### SET EXERCISE
Print the first line of the material below and each line after it, exactly as written, ending with the line that contains "string; lo?: string;".

** begin DATASET EXTRACT **

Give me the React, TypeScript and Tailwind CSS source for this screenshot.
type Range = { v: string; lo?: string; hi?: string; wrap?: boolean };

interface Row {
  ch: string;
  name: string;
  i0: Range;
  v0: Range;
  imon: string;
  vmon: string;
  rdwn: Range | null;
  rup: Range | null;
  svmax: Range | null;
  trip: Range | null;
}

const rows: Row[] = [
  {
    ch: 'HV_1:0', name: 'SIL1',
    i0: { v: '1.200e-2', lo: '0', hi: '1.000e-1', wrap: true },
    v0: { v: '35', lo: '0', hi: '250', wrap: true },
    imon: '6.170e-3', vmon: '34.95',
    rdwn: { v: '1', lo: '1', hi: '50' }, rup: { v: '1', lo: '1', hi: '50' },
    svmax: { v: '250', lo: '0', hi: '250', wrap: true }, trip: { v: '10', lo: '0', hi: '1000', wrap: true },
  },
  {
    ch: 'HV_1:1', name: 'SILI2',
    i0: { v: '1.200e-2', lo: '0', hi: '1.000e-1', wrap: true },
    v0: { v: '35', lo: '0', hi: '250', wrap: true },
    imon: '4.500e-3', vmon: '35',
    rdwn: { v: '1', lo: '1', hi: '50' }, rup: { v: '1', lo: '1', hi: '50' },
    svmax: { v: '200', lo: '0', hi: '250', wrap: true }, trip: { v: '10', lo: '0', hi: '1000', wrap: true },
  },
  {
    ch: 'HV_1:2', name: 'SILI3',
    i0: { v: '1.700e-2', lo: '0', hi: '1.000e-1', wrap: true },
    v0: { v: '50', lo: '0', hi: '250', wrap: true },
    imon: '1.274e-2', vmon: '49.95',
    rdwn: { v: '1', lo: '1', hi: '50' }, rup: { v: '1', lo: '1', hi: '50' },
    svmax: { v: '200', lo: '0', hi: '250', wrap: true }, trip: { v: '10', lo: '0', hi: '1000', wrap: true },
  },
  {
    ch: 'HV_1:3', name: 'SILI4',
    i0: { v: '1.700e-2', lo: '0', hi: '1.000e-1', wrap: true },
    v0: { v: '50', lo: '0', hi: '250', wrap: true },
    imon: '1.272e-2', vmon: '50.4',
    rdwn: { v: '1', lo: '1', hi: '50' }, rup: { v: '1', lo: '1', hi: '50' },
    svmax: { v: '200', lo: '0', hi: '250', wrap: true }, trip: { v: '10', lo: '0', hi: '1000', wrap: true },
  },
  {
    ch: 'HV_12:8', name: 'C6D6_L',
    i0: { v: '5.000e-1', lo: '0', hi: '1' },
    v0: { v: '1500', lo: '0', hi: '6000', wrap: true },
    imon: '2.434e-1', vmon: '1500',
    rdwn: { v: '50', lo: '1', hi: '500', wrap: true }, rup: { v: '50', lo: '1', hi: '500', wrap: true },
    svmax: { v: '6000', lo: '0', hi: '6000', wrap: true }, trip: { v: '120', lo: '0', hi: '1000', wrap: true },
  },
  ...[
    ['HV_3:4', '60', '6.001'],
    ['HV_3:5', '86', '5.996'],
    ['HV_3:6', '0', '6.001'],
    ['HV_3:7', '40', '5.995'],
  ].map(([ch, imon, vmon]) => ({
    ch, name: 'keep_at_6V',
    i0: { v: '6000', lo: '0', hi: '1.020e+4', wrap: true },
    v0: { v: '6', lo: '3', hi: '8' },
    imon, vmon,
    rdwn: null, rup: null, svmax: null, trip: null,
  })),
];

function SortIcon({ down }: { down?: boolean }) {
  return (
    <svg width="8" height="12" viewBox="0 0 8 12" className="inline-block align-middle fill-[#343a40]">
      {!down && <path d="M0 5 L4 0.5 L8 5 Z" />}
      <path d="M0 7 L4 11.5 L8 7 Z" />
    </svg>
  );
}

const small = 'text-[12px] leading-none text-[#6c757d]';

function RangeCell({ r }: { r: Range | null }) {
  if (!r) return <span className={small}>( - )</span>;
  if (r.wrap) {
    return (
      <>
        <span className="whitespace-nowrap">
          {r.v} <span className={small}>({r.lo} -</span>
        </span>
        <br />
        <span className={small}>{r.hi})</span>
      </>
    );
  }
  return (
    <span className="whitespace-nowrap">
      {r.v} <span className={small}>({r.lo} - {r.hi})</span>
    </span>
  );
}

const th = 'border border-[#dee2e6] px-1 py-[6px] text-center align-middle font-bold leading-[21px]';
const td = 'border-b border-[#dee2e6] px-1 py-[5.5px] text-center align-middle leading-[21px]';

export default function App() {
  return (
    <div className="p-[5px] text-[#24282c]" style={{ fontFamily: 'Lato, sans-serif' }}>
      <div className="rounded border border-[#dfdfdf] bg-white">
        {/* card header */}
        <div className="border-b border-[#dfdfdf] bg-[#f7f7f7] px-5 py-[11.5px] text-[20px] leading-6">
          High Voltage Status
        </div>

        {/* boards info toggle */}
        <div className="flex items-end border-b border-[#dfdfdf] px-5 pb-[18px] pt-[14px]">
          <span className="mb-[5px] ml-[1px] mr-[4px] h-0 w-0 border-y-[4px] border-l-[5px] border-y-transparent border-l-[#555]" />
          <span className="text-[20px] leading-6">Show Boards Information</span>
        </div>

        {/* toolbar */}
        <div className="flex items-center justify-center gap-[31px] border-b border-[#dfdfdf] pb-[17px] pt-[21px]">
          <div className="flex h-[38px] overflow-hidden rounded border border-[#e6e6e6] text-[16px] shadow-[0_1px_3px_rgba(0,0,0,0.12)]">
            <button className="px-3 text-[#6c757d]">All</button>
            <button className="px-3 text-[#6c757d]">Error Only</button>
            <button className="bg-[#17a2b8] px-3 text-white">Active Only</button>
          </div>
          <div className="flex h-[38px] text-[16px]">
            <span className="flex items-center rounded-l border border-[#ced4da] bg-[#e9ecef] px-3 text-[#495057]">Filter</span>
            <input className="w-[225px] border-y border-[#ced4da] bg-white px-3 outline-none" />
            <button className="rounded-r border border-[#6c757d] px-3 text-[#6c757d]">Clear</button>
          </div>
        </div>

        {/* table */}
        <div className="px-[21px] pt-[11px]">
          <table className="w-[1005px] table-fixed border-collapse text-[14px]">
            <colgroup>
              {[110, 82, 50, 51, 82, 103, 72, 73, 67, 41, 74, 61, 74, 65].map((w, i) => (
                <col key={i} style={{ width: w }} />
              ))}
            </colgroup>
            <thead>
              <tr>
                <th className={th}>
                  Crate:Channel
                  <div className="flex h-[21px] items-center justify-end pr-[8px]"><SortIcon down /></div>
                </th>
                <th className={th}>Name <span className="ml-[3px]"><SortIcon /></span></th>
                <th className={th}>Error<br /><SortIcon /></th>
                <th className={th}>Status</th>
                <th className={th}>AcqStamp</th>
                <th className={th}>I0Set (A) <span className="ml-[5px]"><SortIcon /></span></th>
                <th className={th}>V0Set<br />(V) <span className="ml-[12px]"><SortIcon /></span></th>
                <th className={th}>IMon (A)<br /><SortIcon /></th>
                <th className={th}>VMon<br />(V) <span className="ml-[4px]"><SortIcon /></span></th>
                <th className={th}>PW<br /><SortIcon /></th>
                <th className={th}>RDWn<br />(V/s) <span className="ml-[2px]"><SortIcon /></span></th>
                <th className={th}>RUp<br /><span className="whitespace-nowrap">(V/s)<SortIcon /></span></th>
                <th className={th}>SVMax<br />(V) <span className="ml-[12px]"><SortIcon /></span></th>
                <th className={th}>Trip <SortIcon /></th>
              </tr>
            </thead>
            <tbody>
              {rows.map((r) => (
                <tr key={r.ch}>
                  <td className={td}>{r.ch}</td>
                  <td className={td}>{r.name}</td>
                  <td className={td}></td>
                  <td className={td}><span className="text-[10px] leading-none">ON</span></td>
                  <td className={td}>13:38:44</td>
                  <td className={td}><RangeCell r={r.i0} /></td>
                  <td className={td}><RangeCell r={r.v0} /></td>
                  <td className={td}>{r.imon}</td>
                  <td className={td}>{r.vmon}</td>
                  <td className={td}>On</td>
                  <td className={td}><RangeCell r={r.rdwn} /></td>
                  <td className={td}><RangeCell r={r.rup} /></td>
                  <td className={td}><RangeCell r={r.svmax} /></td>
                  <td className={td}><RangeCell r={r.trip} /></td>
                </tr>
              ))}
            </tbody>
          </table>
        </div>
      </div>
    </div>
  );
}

** end DATASET EXTRACT **

### RESPONSE TO THIS TASK
Give me the React, TypeScript and Tailwind CSS source for this screenshot.
type Range = { v: string; lo?: string; hi?: string; wrap?: boolean };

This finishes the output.